L’invasione russa del 2022 ha prodotto distruzione, perdite umane e un fabbisogno finanziario senza precedenti per la ricostruzione dell’Ucraina. Da allora, l’Unione Europea ha congelato circa 190 miliardi di euro di attività della Banca centrale russa custodite principalmente presso Euroclear. Queste risorse rappresentano oggi l’unico vero “collaterale” disponibile per un meccanismo di prestito che anticipi a Kyiv parte delle future riparazioni di guerra, creando un ponte finanziario nell’immediato e un incentivo economico affinché la Russia assuma le proprie responsabilità nel lungo periodo.

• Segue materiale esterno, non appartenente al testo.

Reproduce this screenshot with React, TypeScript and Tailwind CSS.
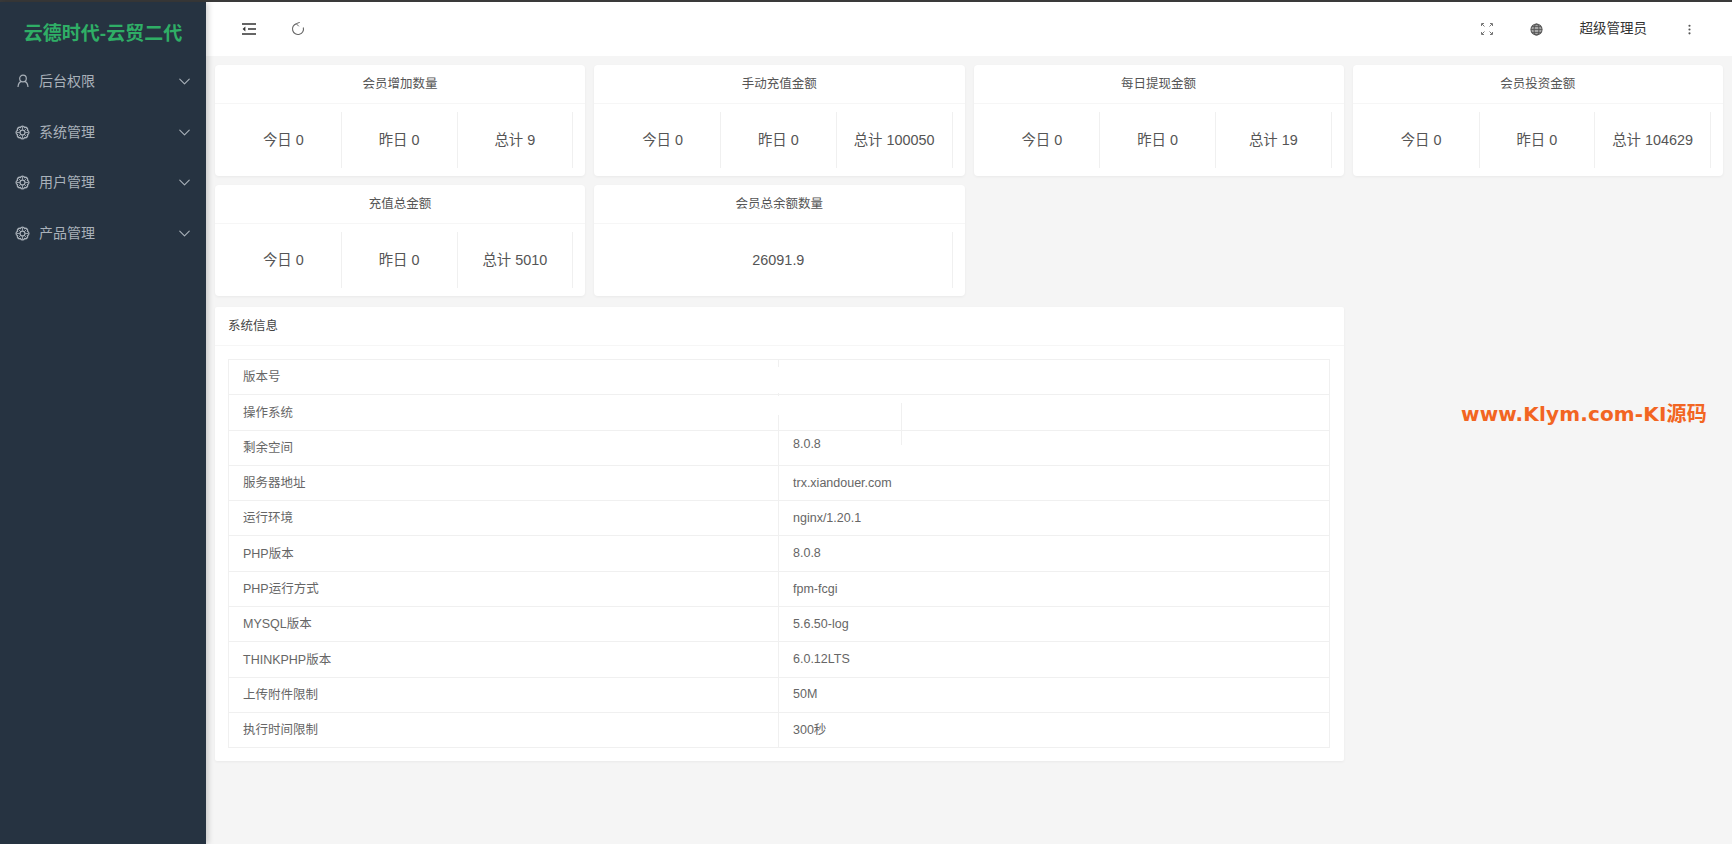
import { ChevronDown, EllipsisVertical } from "lucide-react";

const FONT = "font-['Liberation_Sans','Noto_Sans_CJK_SC',sans-serif]";

function UserIcon() {
  return (
    <svg viewBox="0 0 14 14" className="w-[14px] h-[14px]" fill="none" stroke="currentColor" strokeWidth="1.2">
      <circle cx="7" cy="4.5" r="3.3" />
      <path d="M2 13c.3-3.4 2-5.2 3.2-5.4M12 13c-.3-3.4-2-5.2-3.2-5.4" />
    </svg>
  );
}

function FlowerIcon() {
  return (
    <svg viewBox="0 0 14 14" className="w-[15px] h-[15px] -ml-[1px] shrink-0" fill="none" stroke="currentColor" strokeWidth="1.15">
      <circle cx="7" cy="7" r="2.3" />
      <path d="M11.62 8.91A2 2 0 0 1 8.91 11.62A2 2 0 0 1 5.09 11.62A2 2 0 0 1 2.38 8.91A2 2 0 0 1 2.38 5.09A2 2 0 0 1 5.09 2.38A2 2 0 0 1 8.91 2.38A2 2 0 0 1 11.62 5.09A2 2 0 0 1 11.62 8.91Z" />
      <path d="M7 1.500V4.500M7 9.500V12.500M1.500 7H4.500M9.500 7H12.500M3.100 3.100 5.300 5.300M10.900 3.100 8.700 5.300M3.100 10.900 5.300 8.700M10.900 10.900 8.700 8.700" strokeWidth="0.8" />
    </svg>
  );
}

function IndentIcon() {
  return (
    <svg viewBox="0 0 14 12" className="w-[14px] h-[12px]" fill="none" stroke="#333" strokeWidth="1.3">
      <path d="M0 1h14M6 6h8M0 11h14" />
      <path d="M3.4 3.6 0.6 6l2.8 2.4z" fill="#333" stroke="none" />
    </svg>
  );
}

function RefreshIcon() {
  return (
    <svg viewBox="0 0 14 14" className="w-[14px] h-[14px]" fill="none" stroke="#666" strokeWidth="1.1">
      <path d="M5.400 1.700A5.500 5.500 0 1 0 12.300 5.500" />
      <path d="M8.800 0.300 5.200 1.700 7.800 4.300" strokeWidth="1" />
    </svg>
  );
}

function FullIcon() {
  return (
    <svg viewBox="0 0 12 12" className="w-[12px] h-[12px]" fill="none" stroke="#777" strokeWidth="1">
      <path d="M.5 3V.5H3M9 .5h2.500V3M11.500 9v2.500H9M3 11.500H.5V9M1 1l2.500 2.500M11 1 8.500 3.500M11 11 8.500 8.500M1 11l2.500-2.500" />
    </svg>
  );
}

function GlobeIcon() {
  return (
    <svg viewBox="0 0 14 14" className="w-[13px] h-[13px]" fill="#a8a8a8" stroke="#555" strokeWidth="1.1">
      <circle cx="7" cy="7" r="6" />
      <ellipse cx="7" cy="7" rx="2.600" ry="6" fill="none" />
      <path d="M1 7h12M2 3.800h10M2 10.200h10" fill="none" strokeWidth="0.9" />
    </svg>
  );
}

const menus = [
  { label: "后台权限", icon: <UserIcon /> },
  { label: "系统管理", icon: <FlowerIcon /> },
  { label: "用户管理", icon: <FlowerIcon /> },
  { label: "产品管理", icon: <FlowerIcon /> },
];

const cards: { title: string; cols: string[] }[] = [
  { title: "会员增加数量", cols: ["今日 0", "昨日 0", "总计 9"] },
  { title: "手动充值金额", cols: ["今日 0", "昨日 0", "总计 100050"] },
  { title: "每日提现金额", cols: ["今日 0", "昨日 0", "总计 19"] },
  { title: "会员投资金额", cols: ["今日 0", "昨日 0", "总计 104629"] },
  { title: "充值总金额", cols: ["今日 0", "昨日 0", "总计 5010"] },
  { title: "会员总余额数量", cols: ["26091.9"] },
];

const rows = [
  ["版本号", ""],
  ["操作系统", ""],
  ["剩余空间", "8.0.8"],
  ["服务器地址", "trx.xiandouer.com"],
  ["运行环境", "nginx/1.20.1"],
  ["PHP版本", "8.0.8"],
  ["PHP运行方式", "fpm-fcgi"],
  ["MYSQL版本", "5.6.50-log"],
  ["THINKPHP版本", "6.0.12LTS"],
  ["上传附件限制", "50M"],
  ["执行时间限制", "300秒"],
];

export default function App() {
  return (
    <div className={`${FONT} h-[844px] w-[1732px] overflow-hidden flex flex-col bg-[#f5f5f5]`}>
      <div className="h-[2px] shrink-0 bg-[#3a3a3a]" />
      <div className="flex flex-1 min-h-0">
        <aside className="w-[206px] shrink-0 bg-[#263341] shadow-[2px_0_6px_rgba(0,0,0,0.2)] z-10">
          <div className="h-[54px] pt-[11px] flex items-center justify-center text-[19px] font-bold text-[#2fae66]">
            云德时代-云贸二代
          </div>
          <nav className="flex flex-col">
            {menus.map((m) => (
              <div key={m.label} className="h-[50.8px] pl-[16px] pr-[12px] flex items-center text-[#a9b1b9] text-[14px]">
                <span className="w-[14px] mr-[9px] flex">{m.icon}</span>
                <span className="flex-1">{m.label}</span>
                <ChevronDown size={19} strokeWidth={1.4} />
              </div>
            ))}
          </nav>
        </aside>
        <div className="flex-1 min-w-0 flex flex-col">
          <header className="h-[54px] shrink-0 bg-white flex items-center text-[#333]">
            <div className="ml-[36px] flex"><IndentIcon /></div>
            <div className="ml-[35px] flex"><RefreshIcon /></div>
            <div className="flex-1" />
            <div className="flex"><FullIcon /></div>
            <div className="ml-[37px] flex"><GlobeIcon /></div>
            <div className="ml-[37px] text-[13.500px] text-[#333]">超级管理员</div>
            <div className="ml-[36px] mr-[36px] flex text-[#555]"><EllipsisVertical size={13} strokeWidth={2} /></div>
          </header>
          <main className="flex-1 min-h-0 pt-[9px] pl-[9px] pr-[9px]">
            <div className="grid grid-cols-4 gap-x-[9px] gap-y-[9px]">
              {cards.map((c) => (
                <section key={c.title} className="h-[111px] bg-white rounded-[4px] shadow-[0_1px_3px_rgba(0,0,0,0.05)] flex flex-col">
                  <div className="h-[39px] pt-[1px] flex items-center justify-center border-b border-[#f6f6f6] text-[12.500px] text-[#555]">{c.title}</div>
                  <div className="flex-1 pl-[11px] pr-[12px] py-[8px] flex">
                    {c.cols.map((t) => (
                      <div key={t} className="flex-1 pt-[2px] flex items-center justify-center border-r border-[#f0f0f0] text-[14.400px] text-[#555]">{t}</div>
                    ))}
                  </div>
                </section>
              ))}
            </div>
            <section className="mt-[11px] w-[1129px] h-[454px] bg-white shadow-[0_1px_3px_rgba(0,0,0,0.05)] rounded-[2px] flex flex-col">
              <div className="h-[39px] shrink-0 px-[13px] flex items-center border-b border-[#f6f6f6] text-[12.500px] text-[#444]">系统信息</div>
              <div className="p-[13px] relative">
                <div className="border-t border-l border-[#f0f0f0] w-[1102px]">
                  {rows.map(([k, v], i) => (
                    <div key={k} className="h-[35.300px] flex items-center border-b border-r border-[#f0f0f0] text-[12.500px] text-[#666]">
                      <div className="w-[550px] h-full flex items-center px-[14px] border-r border-[#f0f0f0] pt-[1px]">{k}</div>
                      <div className={i === 2 ? "px-[14px] -translate-y-[3px]" : "px-[14px]"}>{v}</div>
                    </div>
                  ))}
                </div>
                <div className="absolute left-[561px] top-[21px] w-[4px] h-[26px] bg-white" />
                <div className="absolute left-[561px] top-[50px] w-[4px] h-[19px] bg-white" />
                <div className="absolute left-[686px] top-[57px] w-px h-[42px] bg-[#f0f0f0]" />
              </div>
            </section>
          </main>
        </div>
      </div>
      <div className="absolute left-[1461px] top-[401px] text-[20px] font-bold tracking-[0.15px] text-[#f26522] font-['DejaVu_Sans','Noto_Sans_CJK_SC',sans-serif] leading-[26px] whitespace-nowrap">www.Klym.com-KI源码</div>
    </div>
  );
}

Oggi la Banca Centrale Europea (BCE) ha respinto l’ipotesi — avanzata informalmente dalla Commissione europea — di fungere da backstop dell’operazione, cioè da fornitore di liquidità in caso di improvvisa richiesta di restituzione delle attività russe qualora le sanzioni venissero annullate. La posizione della BCE è coerente con il quadro dei Trattati. Non è compito dell’istituto centrale coprire il rischio sovrano derivante da un’operazione di questa natura. Il punto cruciale, tuttavia, è che la rinuncia della BCE non chiude alcuna porta: indica solo che la soluzione deve venire dalla politica, non dalla banca centrale.

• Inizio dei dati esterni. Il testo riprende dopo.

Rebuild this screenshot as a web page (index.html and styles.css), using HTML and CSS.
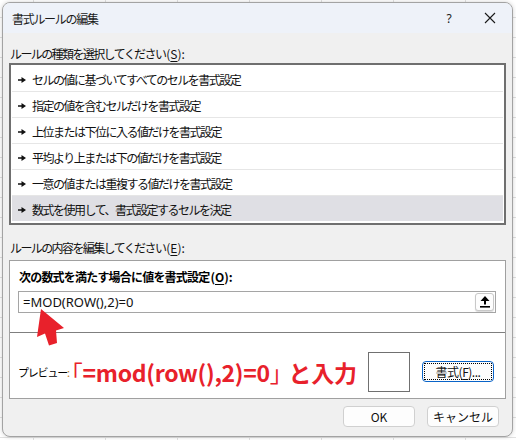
FILE: index.html
```html
<!DOCTYPE html>
<html lang="ja">
<head>
<meta charset="utf-8">
<title>書式ルールの編集</title>
<link rel="stylesheet" href="styles.css">
</head>
<body>
<div class="dialog">
  <div class="titlebar">
    <span class="title">書式ルールの編集</span>
    <span class="help">?</span>
    <span class="close"><svg width="12" height="12" viewBox="0 0 12 12"><path d="M1 1L11 11M11 1L1 11" stroke="#1a1a1a" stroke-width="1.1" fill="none"/></svg></span>
  </div>
  <div class="content">
    <div class="label lbl-type">ルールの種類を選択してください<span class="lat">(<u>S</u>):</span></div>
    <ul class="list">
      <li><svg class="bullet" width="8" height="6" viewBox="0 0 8 6"><path d="M0 2.3H4V3.7H0Z M3.5 0L8 3L3.5 6Z" fill="#111"/></svg>セルの値に基づいてすべてのセルを書式設定</li>
      <li><svg class="bullet" width="8" height="6" viewBox="0 0 8 6"><path d="M0 2.3H4V3.7H0Z M3.5 0L8 3L3.5 6Z" fill="#111"/></svg>指定の値を含むセルだけを書式設定</li>
      <li><svg class="bullet" width="8" height="6" viewBox="0 0 8 6"><path d="M0 2.3H4V3.7H0Z M3.5 0L8 3L3.5 6Z" fill="#111"/></svg>上位または下位に入る値だけを書式設定</li>
      <li><svg class="bullet" width="8" height="6" viewBox="0 0 8 6"><path d="M0 2.3H4V3.7H0Z M3.5 0L8 3L3.5 6Z" fill="#111"/></svg>平均より上または下の値だけを書式設定</li>
      <li><svg class="bullet" width="8" height="6" viewBox="0 0 8 6"><path d="M0 2.3H4V3.7H0Z M3.5 0L8 3L3.5 6Z" fill="#111"/></svg>一意の値または重複する値だけを書式設定</li>
      <li class="selected"><svg class="bullet" width="8" height="6" viewBox="0 0 8 6"><path d="M0 2.3H4V3.7H0Z M3.5 0L8 3L3.5 6Z" fill="#111"/></svg>数式を使用して、書式設定するセルを決定</li>
    </ul>
    <div class="label lbl-edit">ルールの内容を編集してください<span class="lat">(<u>E</u>):</span></div>
    <div class="panel">
      <div class="panel-top">
        <div class="bold-label">次の数式を満たす場合に値を書式設定<span class="lat">(<u>O</u>):</span></div>
        <div class="formula">
          <span class="formula-text">=MOD(ROW(),2)=0</span>
          <span class="ref-btn"><svg width="10" height="12" viewBox="0 0 10 12"><path d="M5 0L9.5 5H6V8.5H4V5H0.5Z" fill="#000"/><rect x="0" y="10" width="10" height="1.6" fill="#000"/></svg></span>
        </div>
      </div>
      <div class="panel-bottom">
        <span class="preview-label">プレビュー<span class="colon">:</span></span>
        <span class="note"><span class="open">「</span>=mod(row(),2)=0<span class="close-br">」</span>と入力</span>
        <span class="preview-box"></span>
        <button class="btn fmt"><span class="focus">書式(<u>F</u>)...</span></button>
      </div>
    </div>
    <div class="actions">
      <button class="btn">OK</button>
      <button class="btn">キャンセル</button>
    </div>
  </div>
</div>
<svg class="arrow" width="516" height="440" viewBox="0 0 516 440"><path d="M41 309L64 328L56 330.5L57 343L49 345.5L45 333.5L37 337Z" fill="#e8212b"/></svg>
</body>
</html>
```
FILE: styles.css
```css
html, body {
  margin: 0;
  padding: 0;
}
body {
  position: relative;
  width: 516px;
  height: 440px;
  overflow: hidden;
  padding: 2px 0 0 2px;
  box-sizing: border-box;
  background-color: #fff;
  background-image:
    linear-gradient(to right, #e1e1e1 1px, transparent 1px),
    linear-gradient(to bottom, #e1e1e1 1px, transparent 1px);
  background-size: 72px 20px;
  background-position: 33px 0, 0 17px;
  font-family: "Noto Sans CJK JP", "Noto Sans", sans-serif;
  color: #000;
}
.dialog {
  width: 511px;
  height: 435px;
  box-sizing: border-box;
  background: #f0f0f0;
  border: 1px solid #a3a3a3;
  border-radius: 8px;
  box-shadow: 0 0 4px rgba(0,0,0,0.18);
  display: flex;
  flex-direction: column;
  overflow: hidden;
}
.titlebar {
  height: 30px;
  flex: none;
  background: #eef2f9;
  display: flex;
  align-items: center;
  padding-left: 9px;
}
.title {
  font-size: 12px;
  letter-spacing: -1.3px;
  color: #1a1a1a;
  flex: 1;
}
.help {
  font-family: "Noto Sans", sans-serif;
  font-size: 12px;
  color: #1a1a1a;
  width: 20px;
  text-align: center;
  margin-right: 25px;
}
.close {
  width: 12px;
  height: 12px;
  display: flex;
  margin-right: 16px;
}
.content {
  flex: 1;
  padding: 12px 6px 0 6px;
  display: flex;
  flex-direction: column;
}
.label {
  font-size: 12px;
  letter-spacing: -1.6px;
  line-height: 18px;
  height: 18px;
  padding-left: 1px;
  color: #111;
}
.lat {
  letter-spacing: 0;
  margin-left: 1px;
}
.label u, .bold-label u, .fmt u { text-underline-offset: 2px; }
.list {
  list-style: none;
  margin: 0;
  padding: 1px;
  height: 162px;
  box-sizing: border-box;
  border: 2px solid #6f6f6f;
  background: #fff;
}
.list li {
  height: 26px;
  box-sizing: border-box;
  border-bottom: 1px solid #e6e6e6;
  display: flex;
  align-items: center;
  padding-left: 6px;
  padding-top: 2px;
  font-size: 12px;
  letter-spacing: -1.5px;
  color: #111;
}
.list li:last-child {
  border-bottom: none;
  height: 25px;
}
.list li.selected {
  background: #dfdfe4;
}
.bullet {
  flex: none;
  margin-right: 6px;
}
.lbl-edit {
  margin-top: 14px;
}
.panel {
  margin-top: 3px;
  height: 139px;
  box-sizing: border-box;
  border: 1px solid #a0a0a0;
  background: #fff;
  display: flex;
  flex-direction: column;
}
.panel-top {
  height: 72px;
  padding: 8px 0 0 8px;
  box-sizing: border-box;
  border-bottom: 1px solid #7f7f7f;
}
.bold-label {
  font-size: 12px;
  font-weight: bold;
  letter-spacing: -0.8px;
  line-height: 16px;
  padding-left: 1px;
}
.formula {
  margin-top: 6px;
  width: 478px;
  height: 22px;
  box-sizing: border-box;
  border: 1px solid #a5a5a5;
  display: flex;
  align-items: center;
  justify-content: space-between;
  padding: 0 1px 0 4px;
}
.formula-text {
  font-family: "Noto Sans", sans-serif;
  font-size: 13px;
  color: #111;
}
.ref-btn {
  width: 19px;
  height: 18px;
  box-sizing: border-box;
  border: 1px solid #c8c8c8;
  border-radius: 3px;
  background: #fdfdfd;
  box-shadow: 0 1px 1px rgba(0,0,0,0.15);
  display: flex;
  align-items: center;
  justify-content: center;
}
.panel-bottom {
  flex: 1;
  display: flex;
  align-items: center;
  padding: 12px 11px 0 8px;
}
.preview-label {
  flex: none;
  white-space: nowrap;
  font-size: 11px;
  letter-spacing: -1.2px;
  color: #000;
}
.colon { color: #c0802a; }
.note {
  flex: none;
  margin-left: 4px;
  font-size: 23px;
  font-weight: bold;
  color: #e8212b;
  letter-spacing: -0.3px;
  white-space: nowrap;
}
.note .open {
  font-weight: normal;
  margin-left: -13px;
}
.note .close-br {
  font-weight: normal;
  margin-right: -4px;
}
.preview-box {
  flex: none;
  margin-left: auto;
  width: 42px;
  height: 40px;
  box-sizing: border-box;
  border: 1px solid #707070;
  background: #fff;
}
.btn {
  font-family: "Noto Sans CJK JP", "Noto Sans", sans-serif;
  font-size: 12px;
  color: #111;
  width: 72px;
  height: 21px;
  box-sizing: border-box;
  padding: 0;
  background: #fdfdfd;
  border: 1px solid #d0d0d0;
  border-radius: 4px;
  display: flex;
  align-items: center;
  justify-content: center;
  flex: none;
}
.fmt {
  margin-left: 12px;
  border: 1px solid #0a64c8;
  padding: 1px;
  letter-spacing: -0.5px;
}
.fmt .focus {
  width: 100%;
  height: 100%;
  box-sizing: border-box;
  border: 1px dotted #000;
  display: flex;
  align-items: center;
  justify-content: center;
}
.actions {
  margin-top: 7px;
  display: flex;
  justify-content: flex-end;
  gap: 12px;
  padding-right: 7px;
}
.arrow {
  position: absolute;
  left: 0;
  top: 0;
  pointer-events: none;
}
```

Le alternative tecniche sono in realtà ben note e già discusse sia a Bruxelles sia tra i partner transatlantici. La prima è il reparations loan vero e proprio: un prestito emesso da un veicolo europeo dedicato e garantito dai flussi generati dalle attività russe congelate. In questo modello, l’Europa anticipa oggi le risorse necessarie all’Ucraina utilizzando come collaterale circa 190 miliardi di euro detenuti presso Euroclear, con la clausola che Kyiv rimborserebbe il prestito solo qualora la Russia pagasse le riparazioni di guerra. È un meccanismo pensato per essere finanziariamente sostenibile, giuridicamente difendibile e fondato sul principio dell’aggressor-pays, riducendo al minimo il rischio effettivo per i bilanci nazionali. La seconda opzione è ancora più diretta: gli Stati membri dell’UE possono concedere un prestito congiunto a favore dell’Ucraina, assumendosi collettivamente — e in modo irrevocabile — l’eventuale rischio di restituzione qualora le sanzioni venissero annullate.

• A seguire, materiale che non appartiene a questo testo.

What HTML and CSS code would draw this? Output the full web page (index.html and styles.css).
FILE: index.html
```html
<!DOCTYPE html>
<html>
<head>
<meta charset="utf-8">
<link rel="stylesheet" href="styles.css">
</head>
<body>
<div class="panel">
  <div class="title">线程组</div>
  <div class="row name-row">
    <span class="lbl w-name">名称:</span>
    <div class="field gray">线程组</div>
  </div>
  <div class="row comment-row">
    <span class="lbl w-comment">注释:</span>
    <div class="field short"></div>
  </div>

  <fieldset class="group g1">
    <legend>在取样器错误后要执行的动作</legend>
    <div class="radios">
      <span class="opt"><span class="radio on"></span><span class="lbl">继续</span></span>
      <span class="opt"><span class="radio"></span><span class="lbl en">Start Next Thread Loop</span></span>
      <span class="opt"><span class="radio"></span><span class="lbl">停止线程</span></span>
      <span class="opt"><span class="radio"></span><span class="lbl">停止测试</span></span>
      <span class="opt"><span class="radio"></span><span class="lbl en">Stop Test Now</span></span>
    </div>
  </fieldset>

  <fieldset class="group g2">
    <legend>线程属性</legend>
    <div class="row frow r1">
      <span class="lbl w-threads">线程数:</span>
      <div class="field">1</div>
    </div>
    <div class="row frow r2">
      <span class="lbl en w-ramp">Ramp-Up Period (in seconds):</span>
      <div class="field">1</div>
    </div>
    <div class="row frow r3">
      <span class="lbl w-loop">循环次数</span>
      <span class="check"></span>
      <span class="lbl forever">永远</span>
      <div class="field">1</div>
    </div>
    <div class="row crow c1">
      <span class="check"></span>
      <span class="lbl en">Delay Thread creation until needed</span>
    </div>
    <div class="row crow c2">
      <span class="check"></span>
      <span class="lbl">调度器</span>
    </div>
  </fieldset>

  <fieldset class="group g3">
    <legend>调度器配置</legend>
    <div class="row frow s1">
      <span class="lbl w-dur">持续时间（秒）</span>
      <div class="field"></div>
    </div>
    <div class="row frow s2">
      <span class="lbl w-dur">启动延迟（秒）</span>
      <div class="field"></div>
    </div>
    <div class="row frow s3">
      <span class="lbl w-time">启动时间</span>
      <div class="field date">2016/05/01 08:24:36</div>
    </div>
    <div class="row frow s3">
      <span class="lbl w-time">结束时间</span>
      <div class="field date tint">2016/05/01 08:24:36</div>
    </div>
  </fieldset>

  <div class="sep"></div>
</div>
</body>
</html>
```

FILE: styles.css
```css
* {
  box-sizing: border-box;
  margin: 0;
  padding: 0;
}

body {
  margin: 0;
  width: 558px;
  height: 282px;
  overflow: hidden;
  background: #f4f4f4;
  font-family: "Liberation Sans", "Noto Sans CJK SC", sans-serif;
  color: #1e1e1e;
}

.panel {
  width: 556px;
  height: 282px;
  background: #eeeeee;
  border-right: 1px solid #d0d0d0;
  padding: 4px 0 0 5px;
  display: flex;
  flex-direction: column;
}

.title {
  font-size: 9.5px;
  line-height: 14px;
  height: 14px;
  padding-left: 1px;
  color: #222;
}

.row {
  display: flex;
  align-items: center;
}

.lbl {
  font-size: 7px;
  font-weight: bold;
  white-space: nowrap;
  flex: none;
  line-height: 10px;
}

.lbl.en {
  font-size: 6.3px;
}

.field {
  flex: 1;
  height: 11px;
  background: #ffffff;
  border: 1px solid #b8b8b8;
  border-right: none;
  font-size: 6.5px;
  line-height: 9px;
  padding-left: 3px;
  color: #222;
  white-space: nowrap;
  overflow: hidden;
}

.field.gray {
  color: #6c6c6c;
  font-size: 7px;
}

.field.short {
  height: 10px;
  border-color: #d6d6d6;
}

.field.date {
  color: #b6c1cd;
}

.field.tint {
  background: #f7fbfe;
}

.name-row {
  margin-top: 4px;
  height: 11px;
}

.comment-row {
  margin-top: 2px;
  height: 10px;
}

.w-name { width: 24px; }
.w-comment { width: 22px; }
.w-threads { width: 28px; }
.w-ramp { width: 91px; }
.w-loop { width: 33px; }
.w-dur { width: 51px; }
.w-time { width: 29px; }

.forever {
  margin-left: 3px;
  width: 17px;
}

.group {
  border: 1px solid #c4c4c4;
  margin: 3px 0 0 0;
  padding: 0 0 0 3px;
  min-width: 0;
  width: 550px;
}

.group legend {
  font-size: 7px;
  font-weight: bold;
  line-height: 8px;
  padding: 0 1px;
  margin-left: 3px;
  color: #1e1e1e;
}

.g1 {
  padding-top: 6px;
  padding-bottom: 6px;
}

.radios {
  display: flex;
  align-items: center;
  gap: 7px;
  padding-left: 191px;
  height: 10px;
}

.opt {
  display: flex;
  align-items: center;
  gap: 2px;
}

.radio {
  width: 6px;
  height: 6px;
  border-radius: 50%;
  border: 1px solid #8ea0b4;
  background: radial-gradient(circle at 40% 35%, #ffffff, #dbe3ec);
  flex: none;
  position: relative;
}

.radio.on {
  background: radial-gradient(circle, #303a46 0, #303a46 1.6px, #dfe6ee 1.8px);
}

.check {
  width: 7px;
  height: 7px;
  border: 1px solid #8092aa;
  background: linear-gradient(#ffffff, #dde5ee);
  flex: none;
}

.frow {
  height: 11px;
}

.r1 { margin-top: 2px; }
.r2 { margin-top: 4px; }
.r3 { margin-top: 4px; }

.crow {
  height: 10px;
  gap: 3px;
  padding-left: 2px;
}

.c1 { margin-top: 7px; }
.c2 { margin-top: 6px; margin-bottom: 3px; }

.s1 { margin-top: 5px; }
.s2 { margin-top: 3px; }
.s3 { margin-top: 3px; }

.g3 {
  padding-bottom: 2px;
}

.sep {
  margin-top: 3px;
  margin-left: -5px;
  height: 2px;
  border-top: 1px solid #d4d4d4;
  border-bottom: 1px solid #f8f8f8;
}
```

Queste soluzioni non richiedono né modifiche ai Trattati né operazioni straordinarie: sono pienamente attuabili con gli strumenti esistenti. A questo punto, la questione non riguarda più la fattibilità tecnica — già ampiamente dimostrata — ma la capacità dei governi europei e dei partner transatlantici di assumere una decisione politica rapida e un impegno condiviso. Ciò che serve è la costruzione di un quadro di garanzie credibile e immediatamente operativo.

“Ora!” ritiene che questo sia il momento di affermare un principio semplice: le soluzioni esistono, i vincoli giuridici sono superabili e l’Europa dispone già degli strumenti necessari per finanziare l’Ucraina senza dipendere da forze esterne. Che si scelga di attivare il meccanismo del reparations loan, utilizzando in modo ordinato i proventi degli asset russi congelati, oppure di ricorrere a un finanziamento diretto e congiunto degli Stati membri, la strada è tracciata. Se c’è volontà politica, queste opzioni possono essere rese operative rapidamente e con piena tutela della stabilità finanziaria.

L’Ucraina sta affrontando uno dei momenti più difficili dall’inizio della guerra. Indugiare significherebbe trasformare una discussione tecnica in un alibi politico. L’Europa, insieme ai partner internazionali, ha il dovere di dare una risposta immediata. Ora!